I am going to be aligning and corner weighting my 2nd gen RXy widebody. I have 16x12 w/24.5x13x16 R430 slicks rear, and 16x11 w/23.5x10.5x16 R430 fronts. I will be changing the fronts to 24.6x12x16, but I have two pair of the smaller tires to go through first.
I have never run slicks before, and I do not know what sort of camber and toe these tires like as compared to DOT tires. My starting spring rates are 600 front, and 400 rear(I am very open to suggestions here). The car has the interior removed, and a 6 point Kirk cage, so it probably weighs~2450+/- . I am using GC Advanced designs, and have all the AWR pieces except the front arms. I have two way adjustable sways front, and 3 way rear(Racing beat I think). I am looking for middle of the road suggestions, never having driven slicks, I have no idea of what to expect. my driving style is a little loose, and probably more aggresive than it ought to be.

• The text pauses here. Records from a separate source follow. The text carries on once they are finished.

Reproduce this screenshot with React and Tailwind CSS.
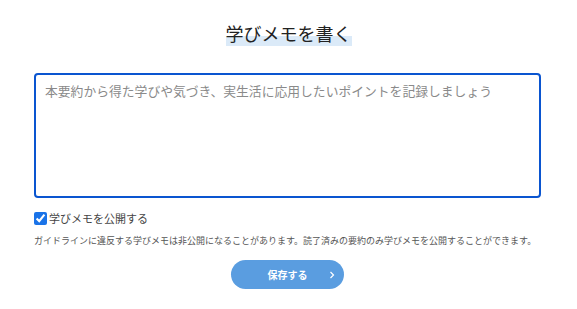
import React, { useState } from 'react';

const font = { fontFamily: '"Noto Sans CJK JP", "Noto Sans", sans-serif' };

const MemoForm = () => {
  const [isPublic, setIsPublic] = useState(true);

  return (
    <div className="w-[577px] h-[309px] bg-white text-[#333]" style={font}>
      <div className="flex flex-col items-center pt-[20px]">
        <h2 className="text-[18px] leading-[26px] font-normal text-[#222] bg-[linear-gradient(transparent_60%,#dbeaf8_60%)]">
          学びメモを書く
        </h2>
      </div>

      <div className="pl-[34px] pr-[36px] mt-[27px]">
        <textarea
          className="block w-full h-[125px] border-2 border-[#0a55d0] rounded-[4px] px-[9px] py-[6px] text-[12.8px] leading-[20px] outline-none resize-none placeholder:text-[#8a8a8a]"
          placeholder="本要約から得た学びや気づき、実生活に応用したいポイントを記録しましょう"
          style={font}
        />

        <label className="flex items-center gap-[2px] mt-[12px] text-[11px] leading-[16px] text-[#444]">
          <input
            type="checkbox"
            checked={isPublic}
            onChange={() => setIsPublic(!isPublic)}
            className="w-[13px] h-[13px] m-0 accent-[#1a73e8]"
          />
          学びメモを公開する
        </label>

        <p className="mt-[8px] text-[9px] leading-[14px] text-[#555]">
          ガイドラインに違反する学びメモは非公開になることがあります。読了済みの要約のみ学びメモを公開することができます。
        </p>
      </div>

      <div className="flex justify-center mt-[12px] pr-[2px]">
        <button className="relative w-[113px] h-[29px] rounded-full bg-[#5a9de0] text-white text-[10px] font-bold flex items-center justify-center">
          保存する
          <svg className="absolute right-[9px] top-1/2 -translate-y-1/2" width="6" height="8" viewBox="0 0 6 8" fill="none">
            <path d="M1.5 1 L4.5 4 L1.5 7" stroke="white" strokeWidth="1.2" />
          </svg>
        </button>
      </div>
    </div>
  );
};

export default function App() {
  return <MemoForm />;
}
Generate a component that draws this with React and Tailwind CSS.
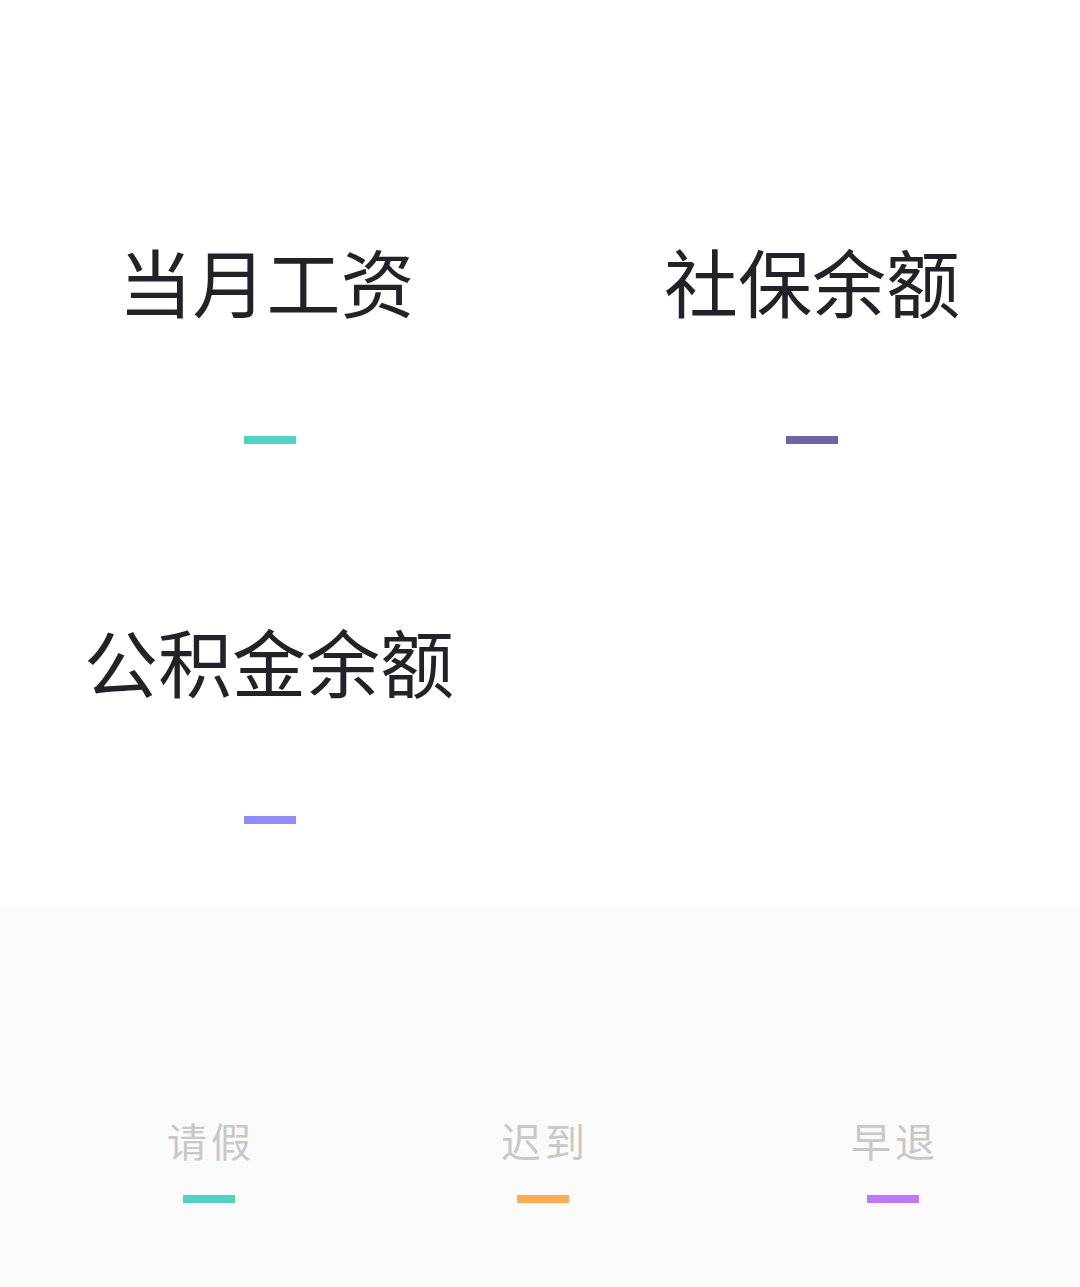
import React from 'react';

const font = { fontFamily: '"Noto Sans CJK SC", "Noto Sans", sans-serif' };

const balances = [
  { label: '当月工资', bar: 'bg-[#4fd4c4]', pad: '', shift: 'mr-[7px]' },
  { label: '社保余额', bar: 'bg-[#6b68a6]', pad: 'pl-[4px]', shift: '' },
  { label: '公积金余额', bar: 'bg-[#8f8cff]', pad: '', shift: 'mr-[2px]' },
];

const attendance = [
  { label: '请假', bar: 'bg-[#4fd4c4]', ml: 'ml-[167px]' },
  { label: '迟到', bar: 'bg-[#ffab50]', ml: 'ml-[250px]' },
  { label: '早退', bar: 'bg-[#bf77ff]', ml: 'ml-[266px]' },
];

const App = () => {
  return (
    <div className="w-[1080px] h-[1287px] flex flex-col" style={font}>
      <div className="bg-white h-[907px] pt-[244px] grid grid-cols-2 content-start gap-y-[180px]">
        {balances.map(item => (
          <div key={item.label} className={`flex flex-col items-center ${item.pad}`}>
            <div className={`text-[74px] leading-[72px] text-[#222228] whitespace-nowrap ${item.shift}`}>{item.label}</div>
            <div className={`mt-[120px] w-[52px] h-[8px] ${item.bar}`} />
          </div>
        ))}
      </div>
      <div className="bg-[#fafafa] flex-1 flex pt-[213px]">
        {attendance.map(item => (
          <div key={item.label} className={`flex flex-col items-center w-[84px] ${item.ml}`}>
            <div className="text-[40px] leading-[40px] text-[#c8c8c8] whitespace-nowrap tracking-[4px] pl-[4px]">{item.label}</div>
            <div className={`mt-[35px] w-[52px] h-[8px] ${item.bar}`} />
          </div>
        ))}
      </div>
    </div>
  );
};

export default App;
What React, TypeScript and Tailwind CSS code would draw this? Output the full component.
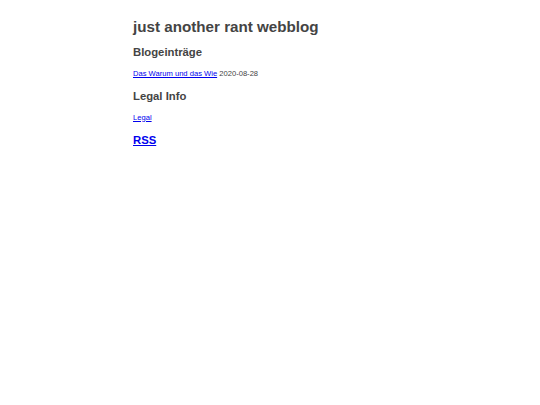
export default function App() {
  return (
    <div className="min-h-[405px] bg-white font-['Liberation_Sans',Arial,sans-serif] text-[#444444]">
      <div className="mx-auto flex w-[274px] flex-col pt-[17.5px]">
        <h1 className="text-[15.2px] font-bold leading-[17px]">just another rant webblog</h1>
        <h2 className="mt-[11px] text-[11.3px] font-bold leading-[13px]">Blogeinträge</h2>
        <p className="mt-[10px] text-[7.6px] leading-[9px]">
          <a href="#" className="text-[#0000ee] underline">Das Warum und das Wie</a> 2020-08-28
        </p>
        <h2 className="mt-[12px] text-[11.3px] font-bold leading-[13px]">Legal Info</h2>
        <p className="mt-[10px] text-[7.6px] leading-[9px]">
          <a href="#" className="text-[#0000ee] underline">Legal</a>
        </p>
        <h2 className="mt-[12px] text-[11.3px] font-bold leading-[13px]">
          <a href="#" className="text-[#0000ee] underline">RSS</a>
        </h2>
      </div>
    </div>
  );
}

The car is putting ~450rwhp to the ground, and I am concerned about camber gain on acceleration. that said, I suspect that with the 13" tires I should not have much trouble hooking up out of the corners once the tires are up to temperature.
I really cannot even ask the question in an intelligent fashion as i have no experience with the slicks. Also, moving forward, Hoosiers, or Goodyears, and what compounds for what track temps?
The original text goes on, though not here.